2. Capital Projects: MOC as a Quality Gate

Large capital projects — often in the tens or hundreds of millions — are highly structured, with embedded controls for safety, design, training, and documentation. These projects often inherently satisfy all nine MOC elements.

What’s left for MOC? Primarily, confirmation and accountability.

In this setting, MOC plays a passive role — serving as a quality assurance checkpoint to ensure essential safety components have been addressed by the project team.

Importantly, the size or complexity of the project doesn’t exempt it from MOC — unless it is entirely new, independent construction on a greenfield site. In almost all other cases, MOC is still required.

3. Small Projects: MOC in the Driver’s Seat

Now contrast that with smaller projects — like installing a pressure gauge or modifying a pump circuit — typically fast-moving and informal.

In many cases, there’s no structured project process. Design, risk review, and documentation responsibilities fall entirely on the MOC workflow.

In these cases, MOC is an active process — it defines, drives, and tracks the change from start to finish.

This makes usability and clarity in your MOC system critical. Poorly designed systems can delay needed work or introduce untracked risk.

4. Turnarounds: The Most Complex Scenario

Turnarounds are high-stakes, resource-intensive events where hundreds of maintenance and upgrade tasks are bundled into a compressed shutdown window. MOCs intersect with turnarounds in several ways:

  • Pre-planned MOCs: Initiated months in advance, awaiting the turnaround for safe implementation.
  • Turnaround-driven MOCs: Defined by the turnaround team to improve efficiency or performance.
  • Reactive MOCs: Triggered by issues discovered once the plant is opened.
  • Design-intensive MOCs: Similar to capital projects, where MOC becomes a passive oversight tool.

MOCs during turnarounds can be both active and passive, depending on timing, scope, and origin.

This context demands tight integration between MOC workflows and turnaround planning systems to avoid conflicts or implementation gaps.

5. One MOC System — Multiple Roles

The big takeaway?

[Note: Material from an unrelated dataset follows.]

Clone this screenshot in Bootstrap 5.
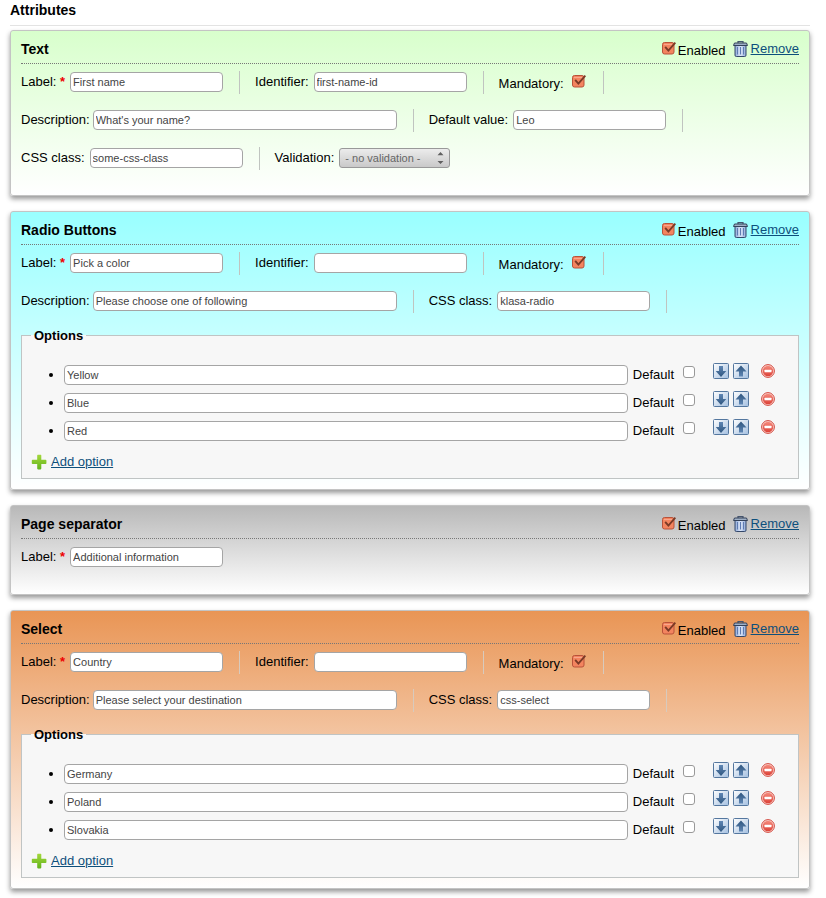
<!DOCTYPE html>
<html lang="en">
<head>
<meta charset="utf-8">
<meta name="viewport" content="width=device-width, initial-scale=1">
<title>Attributes</title>
<link href="https://cdn.jsdelivr.net/npm/bootstrap@5.3.0/dist/css/bootstrap.min.css" rel="stylesheet">
<style>
body { font: 13px/16px "Liberation Sans", Arial, sans-serif; color: #000; background: #fff; }
.page { padding: 0 16px 9px 10px; }
.page-title { font-size: 14px; line-height: 20px; padding-bottom: 5px; margin-bottom: 4px; border-bottom: 1px solid #e3e3e3; }
.stack { gap: 15px; }
.panel { padding: 10px; border: 1px solid #c4c4c4; border-radius: 3px; box-shadow: 0 3px 5px #999; }
.panel-text { background: linear-gradient(#d8ffcc, #fff); }
.panel-radio { background: linear-gradient(#99ffff, #fff); }
.panel-separator { background: linear-gradient(#b8b8b8, #fff); }
.panel-select { background: linear-gradient(#e99555, #fff); }
.panel-head { height: 23px; border-bottom: 1px dotted #777; margin-bottom: 7px; }
.panel-head h2 { font-size: 14px; line-height: 16px; }
a { color: #0d4f7c; }
a:hover { color: #08324f; }
.fields { margin-bottom: 15px; }
.field-item { height: 23px; padding: 0 16px 2px 0; margin-right: 15px; border-right: 1px solid #c0c4c0; gap: 5px; }
.field-item.snug { gap: 3px; }
.field-item.last { border: 0; }
.panel-select .field-item { border-color: #d8cabd; }
.req { color: #e00; font-weight: bold; }
.txt { width: 153px; height: 20px; padding: 0 2px; font-size: 11px; line-height: 16px; color: #444; background: #fff; border: 1px solid #a5a5a5; border-radius: 4px; }
.txt.wide { width: 304px; }
.pick { width: 111px; height: 20px; padding: 0 5px; font-size: 11px; line-height: 16px; color: #666; border: 1px solid #999; border-radius: 3px; appearance: none;
  background: url("data:image/svg+xml,%3Csvg xmlns='http://www.w3.org/2000/svg' width='7' height='12' viewBox='0 0 7 12'%3E%3Cpath d='M.5 3.3 3.5 0l3 3.3zM.5 9h6l-3 3z' fill='%23606060'/%3E%3C/svg%3E") no-repeat right 5px center, linear-gradient(#ececec, #c9c9c9); }
.tick { appearance: none; width: 14px; height: 14px; margin: 0; flex: none; }
.tick:checked {
  background: url("data:image/svg+xml,%3Csvg xmlns='http://www.w3.org/2000/svg' viewBox='0 0 14 14'%3E%3Crect x='.5' y='1.5' width='11.5' height='11.5' rx='2' fill='%23f3845f' stroke='%23b9523a'/%3E%3Cpath d='M2 3.5h8' stroke='%23f9a68c'/%3E%3Cpath d='m3.2 5.8 3.2 3.8L13.4 1.6' fill='none' stroke='%237a3a26' stroke-width='1.9'/%3E%3C/svg%3E") no-repeat; }
.tick:not(:checked), .plain-tick { appearance: none; width: 12px; height: 12px; margin: 0; flex: none; background: #fff; border: 1px solid #999; border-radius: 3px; }
.plain-tick { margin: 0 18px 7px 9px; }
.plain-tick:checked { background: #666; }
.mandatory { gap: 8px; padding-bottom: 0; padding-right: 17px; }
.mandatory label { padding-top: 3px; }
.mandatory .tick { margin-bottom: 3px; }
.enabled { gap: 2px; margin-right: 7px; }
.enabled label { padding-top: 2px; }
.remove svg { margin-right: 3px; }
.opts { border: 1px solid #c0c4c4; background: #f7f7f7; padding: 0 23px 8px 9px; margin: 0; }
.opts legend { float: none; width: auto; margin: 0 0 18px; padding: 0 3px; font-size: 13px; line-height: 15px; font-weight: bold; }
.opts ul { padding-left: 33px; margin: 0 0 9px; }
.opt-row { height: 28px; }
.opt-row .txt { margin-right: 5px; min-width: 0; }
.tool-btn { border: 0; padding: 0; background: none; line-height: 0; margin: 0 4px 8px 0; }
.tool-btn.drop { margin: 0 0 8px 8px; }
.add svg { margin-right: 4px; }
</style>
<script src="https://cdn.jsdelivr.net/npm/bootstrap@5.3.0/dist/js/bootstrap.bundle.min.js"></script>
</head>
<body>
<svg class="position-absolute" width="0" height="0" aria-hidden="true">
  <defs>
    <linearGradient id="gBin" x1="0" x2="1"><stop offset="0" stop-color="#8fa9d8"/><stop offset=".5" stop-color="#dbe6f8"/><stop offset="1" stop-color="#8fa9d8"/></linearGradient>
    <linearGradient id="gBox" x1="0" y1="0" x2="1" y2="1"><stop offset="0" stop-color="#ffffff"/><stop offset="1" stop-color="#a3bfe0"/></linearGradient>
    <linearGradient id="gArrow" x1="0" y1="0" x2="0" y2="1"><stop offset="0" stop-color="#5f86b4"/><stop offset="1" stop-color="#2f567f"/></linearGradient>
    <linearGradient id="gArrowUp" x1="0" y1="0" x2="0" y2="1"><stop offset="0" stop-color="#2f567f"/><stop offset="1" stop-color="#5f86b4"/></linearGradient>
    <linearGradient id="gPlus" x1="0" y1="0" x2="0" y2="1"><stop offset="0" stop-color="#a4d83c"/><stop offset="1" stop-color="#62b41c"/></linearGradient>
    <linearGradient id="gRed" x1="0" y1="0" x2="0" y2="1"><stop offset="0" stop-color="#f58a7c"/><stop offset="1" stop-color="#dc4238"/></linearGradient>
  </defs>
  <symbol id="bin" viewBox="0 0 15 16">
    <path d="M5 2V.6h5V2" fill="none" stroke="#44546e" stroke-width="1.2"/>
    <path d="M2 4.5h11v9.7q0 1.3-1.3 1.3H3.300q-1.300 0-1.300-1.300z" fill="url(#gBin)" stroke="#34486a"/>
    <path d="M4.500 6v7.500M7.500 6v7.500M10.500 6v7.500" stroke="#5f7cb2"/>
    <path d="M1.500 2h12l1 2.500H.5z" fill="#9fb0c6" stroke="#34425a"/>
  </symbol>
  <symbol id="down" viewBox="0 0 16 16">
    <rect x=".5" y=".5" width="15" height="15" rx="1" fill="url(#gBox)" stroke="#54779f"/>
    <path d="M6 3h4v5h3.300L8 14 2.700 8H6z" fill="url(#gArrow)"/>
  </symbol>
  <symbol id="up" viewBox="0 0 16 16">
    <rect x=".5" y=".5" width="15" height="15" rx="1" fill="url(#gBox)" stroke="#54779f"/>
    <path d="M6 13.500h4V8.500h3.500L8 2.500 2.500 8.500H6z" fill="url(#gArrowUp)"/>
  </symbol>
  <symbol id="minus" viewBox="0 0 14 14">
    <circle cx="7" cy="7" r="6.400" fill="#fbd5cf" stroke="#d2483e"/>
    <circle cx="7" cy="7" r="5.200" fill="url(#gRed)"/>
    <rect x="3.500" y="5.700" width="7" height="2.600" rx=".5" fill="#fff"/>
  </symbol>
  <symbol id="plus" viewBox="0 0 16 16">
    <path d="M6.800.8h2.900q.6 0 .6.600v4.400h4.300q.8 0 .8.800v2.600q0 .8-.8.800h-4.300v4.600q0 .8-.8.800H7q-.8 0-.8-.8V10H1.600q-.8 0-.8-.8V6.600q0-.8.8-.8h4.600V1.400q0-.6.600-.6z" fill="url(#gPlus)"/>
  </symbol>
</svg>

<main class="page">
  <h1 class="page-title fw-bold">Attributes</h1>
  <form class="stack d-flex flex-column">

    <section class="panel panel-text">
      <header class="panel-head d-flex">
        <h2 class="fw-bold m-0 me-auto">Text</h2>
        <div class="enabled d-flex h-100 align-items-start"><input class="tick" type="checkbox" id="en1" checked><label for="en1">Enabled</label></div>
        <a href="#" class="remove d-flex align-items-center align-self-start"><svg width="15" height="16"><use href="#bin"/></svg>Remove</a>
      </header>
      <div class="fields d-flex">
        <div class="field-item d-flex align-items-center"><label for="l1">Label: <span class="req">*</span></label><input class="txt" type="text" id="l1" value="First name"></div>
        <div class="field-item d-flex align-items-center"><label for="i1">Identifier:</label><input class="txt" type="text" id="i1" value="first-name-id"></div>
        <div class="field-item mandatory d-flex align-items-center"><label for="m1">Mandatory:</label><input class="tick" type="checkbox" id="m1" checked></div>
      </div>
      <div class="fields d-flex">
        <div class="field-item snug d-flex align-items-center"><label for="d1">Description:</label><input class="txt wide" type="text" id="d1" value="What's your name?"></div>
        <div class="field-item d-flex align-items-center"><label for="v1">Default value:</label><input class="txt" type="text" id="v1" value="Leo"></div>
      </div>
      <div class="fields d-flex">
        <div class="field-item d-flex align-items-center"><label for="c1">CSS class:</label><input class="txt" type="text" id="c1" value="some-css-class"></div>
        <div class="field-item last d-flex align-items-center"><label for="s1">Validation:</label><select class="pick" id="s1"><option>- no validation -</option></select></div>
      </div>
    </section>

    <section class="panel panel-radio">
      <header class="panel-head d-flex">
        <h2 class="fw-bold m-0 me-auto">Radio Buttons</h2>
        <div class="enabled d-flex h-100 align-items-start"><input class="tick" type="checkbox" id="en2" checked><label for="en2">Enabled</label></div>
        <a href="#" class="remove d-flex align-items-center align-self-start"><svg width="15" height="16"><use href="#bin"/></svg>Remove</a>
      </header>
      <div class="fields d-flex">
        <div class="field-item d-flex align-items-center"><label for="l2">Label: <span class="req">*</span></label><input class="txt" type="text" id="l2" value="Pick a color"></div>
        <div class="field-item d-flex align-items-center"><label for="i2">Identifier:</label><input class="txt" type="text" id="i2"></div>
        <div class="field-item mandatory d-flex align-items-center"><label for="m2">Mandatory:</label><input class="tick" type="checkbox" id="m2" checked></div>
      </div>
      <div class="fields d-flex">
        <div class="field-item snug d-flex align-items-center"><label for="d2">Description:</label><input class="txt wide" type="text" id="d2" value="Please choose one of following"></div>
        <div class="field-item d-flex align-items-center"><label for="c2">CSS class:</label><input class="txt" type="text" id="c2" value="klasa-radio"></div>
      </div>
      <fieldset class="opts">
        <legend>Options</legend>
        <ul>
          <li><div class="opt-row d-flex align-items-center"><input class="txt flex-grow-1" type="text" aria-label="Option 1" value="Yellow"><label for="o21">Default</label><input class="plain-tick" type="checkbox" id="o21"><button type="button" class="tool-btn" aria-label="Move down"><svg width="16" height="16"><use href="#down"/></svg></button><button type="button" class="tool-btn" aria-label="Move up"><svg width="16" height="16"><use href="#up"/></svg></button><button type="button" class="tool-btn drop" aria-label="Delete option"><svg width="14" height="14"><use href="#minus"/></svg></button></div></li>
          <li><div class="opt-row d-flex align-items-center"><input class="txt flex-grow-1" type="text" aria-label="Option 2" value="Blue"><label for="o22">Default</label><input class="plain-tick" type="checkbox" id="o22"><button type="button" class="tool-btn" aria-label="Move down"><svg width="16" height="16"><use href="#down"/></svg></button><button type="button" class="tool-btn" aria-label="Move up"><svg width="16" height="16"><use href="#up"/></svg></button><button type="button" class="tool-btn drop" aria-label="Delete option"><svg width="14" height="14"><use href="#minus"/></svg></button></div></li>
          <li><div class="opt-row d-flex align-items-center"><input class="txt flex-grow-1" type="text" aria-label="Option 3" value="Red"><label for="o23">Default</label><input class="plain-tick" type="checkbox" id="o23"><button type="button" class="tool-btn" aria-label="Move down"><svg width="16" height="16"><use href="#down"/></svg></button><button type="button" class="tool-btn" aria-label="Move up"><svg width="16" height="16"><use href="#up"/></svg></button><button type="button" class="tool-btn drop" aria-label="Delete option"><svg width="14" height="14"><use href="#minus"/></svg></button></div></li>
        </ul>
        <div class="d-flex"><a href="#" class="add d-flex align-items-center"><svg width="16" height="16"><use href="#plus"/></svg>Add option</a></div>
      </fieldset>
    </section>

    <section class="panel panel-separator">
      <header class="panel-head d-flex">
        <h2 class="fw-bold m-0 me-auto">Page separator</h2>
        <div class="enabled d-flex h-100 align-items-start"><input class="tick" type="checkbox" id="en3" checked><label for="en3">Enabled</label></div>
        <a href="#" class="remove d-flex align-items-center align-self-start"><svg width="15" height="16"><use href="#bin"/></svg>Remove</a>
      </header>
      <div class="fields d-flex">
        <div class="field-item last d-flex align-items-center"><label for="l3">Label: <span class="req">*</span></label><input class="txt" type="text" id="l3" value="Additional information"></div>
      </div>
    </section>

    <section class="panel panel-select">
      <header class="panel-head d-flex">
        <h2 class="fw-bold m-0 me-auto">Select</h2>
        <div class="enabled d-flex h-100 align-items-start"><input class="tick" type="checkbox" id="en4" checked><label for="en4">Enabled</label></div>
        <a href="#" class="remove d-flex align-items-center align-self-start"><svg width="15" height="16"><use href="#bin"/></svg>Remove</a>
      </header>
      <div class="fields d-flex">
        <div class="field-item d-flex align-items-center"><label for="l4">Label: <span class="req">*</span></label><input class="txt" type="text" id="l4" value="Country"></div>
        <div class="field-item d-flex align-items-center"><label for="i4">Identifier:</label><input class="txt" type="text" id="i4"></div>
        <div class="field-item mandatory d-flex align-items-center"><label for="m4">Mandatory:</label><input class="tick" type="checkbox" id="m4" checked></div>
      </div>
      <div class="fields d-flex">
        <div class="field-item snug d-flex align-items-center"><label for="d4">Description:</label><input class="txt wide" type="text" id="d4" value="Please select your destination"></div>
        <div class="field-item d-flex align-items-center"><label for="c4">CSS class:</label><input class="txt" type="text" id="c4" value="css-select"></div>
      </div>
      <fieldset class="opts">
        <legend>Options</legend>
        <ul>
          <li><div class="opt-row d-flex align-items-center"><input class="txt flex-grow-1" type="text" aria-label="Option 1" value="Germany"><label for="o41">Default</label><input class="plain-tick" type="checkbox" id="o41"><button type="button" class="tool-btn" aria-label="Move down"><svg width="16" height="16"><use href="#down"/></svg></button><button type="button" class="tool-btn" aria-label="Move up"><svg width="16" height="16"><use href="#up"/></svg></button><button type="button" class="tool-btn drop" aria-label="Delete option"><svg width="14" height="14"><use href="#minus"/></svg></button></div></li>
          <li><div class="opt-row d-flex align-items-center"><input class="txt flex-grow-1" type="text" aria-label="Option 2" value="Poland"><label for="o42">Default</label><input class="plain-tick" type="checkbox" id="o42"><button type="button" class="tool-btn" aria-label="Move down"><svg width="16" height="16"><use href="#down"/></svg></button><button type="button" class="tool-btn" aria-label="Move up"><svg width="16" height="16"><use href="#up"/></svg></button><button type="button" class="tool-btn drop" aria-label="Delete option"><svg width="14" height="14"><use href="#minus"/></svg></button></div></li>
          <li><div class="opt-row d-flex align-items-center"><input class="txt flex-grow-1" type="text" aria-label="Option 3" value="Slovakia"><label for="o43">Default</label><input class="plain-tick" type="checkbox" id="o43"><button type="button" class="tool-btn" aria-label="Move down"><svg width="16" height="16"><use href="#down"/></svg></button><button type="button" class="tool-btn" aria-label="Move up"><svg width="16" height="16"><use href="#up"/></svg></button><button type="button" class="tool-btn drop" aria-label="Delete option"><svg width="14" height="14"><use href="#minus"/></svg></button></div></li>
        </ul>
        <div class="d-flex"><a href="#" class="add d-flex align-items-center"><svg width="16" height="16"><use href="#plus"/></svg>Add option</a></div>
      </fieldset>
    </section>

  </form>
</main>
</body>
</html>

MOC is not a one-size-fits-all process.

For example:

  • In capital projects, MOC confirms that work already done meets regulatory expectations.
  • In small projects, MOC is the project manager.
  • In turnarounds, MOC adapts — supporting long-lead plans and just-in-time changes alike.

Solution: Use a lifecycle-based MOC model that accommodates different roles and scenarios, rather than forcing a rigid workflow on every case.

This design flexibility is key to compliance, efficiency, and safety.

6. Context-Smart Metric

Process safety leaders rely on metrics — but MOC metrics only make sense if interpreted through the right lens. For example:

  • A growing backlog of MOCs might indicate delays — or it might signal healthy planning ahead of a turnaround.
  • Long MOC durations could point to inefficiency — or they might simply reflect coordination with long-cycle projects.

Metrics must be tailored to MOC type — active vs. passive, standalone vs. project-tied — to be meaningful.

Final Thought: MOC is a Framework, not a Form

Whether you’re managing a billion-dollar project, a simple instrumentation tweak, or a major turnaround, the MOC process should do more than just check a box.

It should:

  • Drive change safely where no structure exists,
  • Confirm compliance where structure is already in place,
  • And flex to support complex operations without becoming a bottleneck.

For engineering managers, safety leads, and plant executives, this means ensuring your MOC system is context-aware, scalable, and integrated — not just compliant, but effective.